EL PAíS › ANIBAL FORD *.
Sacarse un país
Durante estos días estuve pensando en varias cosas. En cómo se fue construyendo este país: el país de las masivas inmigraciones externas e internas; el de una de las primeras leyes de alfabetización del mundo; el de culturas del trabajo y la producción tan diversas y complejas como sus regiones; el del falso federalismo y de la hipercentralización; el de las ciudades y los desiertos; el de los caminos y las fronteras olvidadas o conflictuales. Pero también en cómo se fue construyendo y destruyendo este país. En quiénes son los responsables o los causantes no importa si por imbéciles o ladrones, por sectarios o iluminados de este proceso que nos coloca al borde del abismo. Y junto con esto, o tal vez más que esto, he tratado de imaginar qué economía, qué lógicas de la producción podrían salvarnos, resolver la desocupación y la marginación, reingresar en la agenda la salud, la educación y el desarrollo, evitar que caigamos en las filantropías del tercer sector y en la limosna o en la destrucción total. Es difícil pensar la Argentina.
Y es difícil porque no esta claro qué significa pensar una nación una construcción cultural, al fin en medio de conglomerados que destruyen culturas, genealogías, memorias e identidades, en beneficio del mercado y del escolaso financiero internacional. O de “racionalismos” que olvidan que una nación es no sólo un invento de la burguesía sino un conjunto de historias, de crisis, de proyectos, de utopías, de trabajos, compartidos por una comunidad. Y no importa si esta comunidad es la Argentina y sus diversas culturas, o el Mercosur o América latina o los países del Tercer Mundo, que todavía siguen existiendo porque son las víctimas de las fabricadas y fraudulentas deudas externas, el más cruel invento del capitalismo (o de ese sector de la sociedad mundial que, siendo menos del veinte por ciento de la población, acumula más del ochenta por ciento de la riqueza).
Y es también difícil porque un país no es una entidad metafísica sino un conjunto de afectos, de costumbres, de interrelaciones, de vida cotidiana, de formas de entender o dar sentido a la vida, a la familia, al trabajo, al mundo, construidos en tiempos largos. No es fácil sacarse un país de encima. Por eso, si lo destruyen moriremos dando testimonio de algo que quiso ser. Y si no lo hacen, seguiremos tratando de que elija con autonomía su forma de participación en el mundo, sus campos de conflicto y de lucha. Y no enroscado en una monocultura que no sólo desconoce que la riqueza de la humanidad está en su propia diversidad sino que, con prepotencia etnocéntrica, se cree el único modelo posible. Y es aquí donde la crisis argentina no puede desengancharse de la crisis internacional de dos mundos que se enfrentan. Basta cotejar, como mero ejemplo, las agendas de la próxima reunión del World Economic Forum (centrada en la seguridad y la vulnerabilidad) con la del Foro Social Mundial (orientada a la búsqueda de otros modelos de organización social, económica, cultural).

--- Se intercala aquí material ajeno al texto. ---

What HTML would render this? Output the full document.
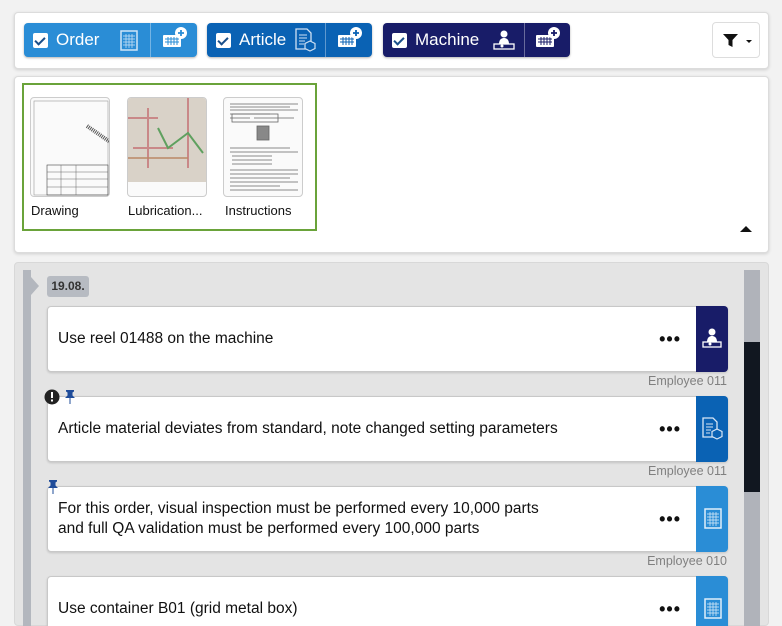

No es la Argentina el único país castigado. Sí, es un país que el proceso militar aisló para adentro y para afuera, que se provincializó y se empobreció en el conocimiento de sí mismo sus gentes, sus recursos, sus culturas y de su situación en el mundo. Un hecho que ninguno de los gobiernos posteriores trató de resolver o restañar. Por eso, la incertidumbre que hoy nos inunda y que es también la de una país que pagó con treinta mil vidas una sumisión económica y social sin límites, pareciera no tener estribo donde apoyarse.
* Escritor y ensayista. Dirige la Maestría en Comunicación y Cultura de la Facultad de Ciencias Sociales de la UBA.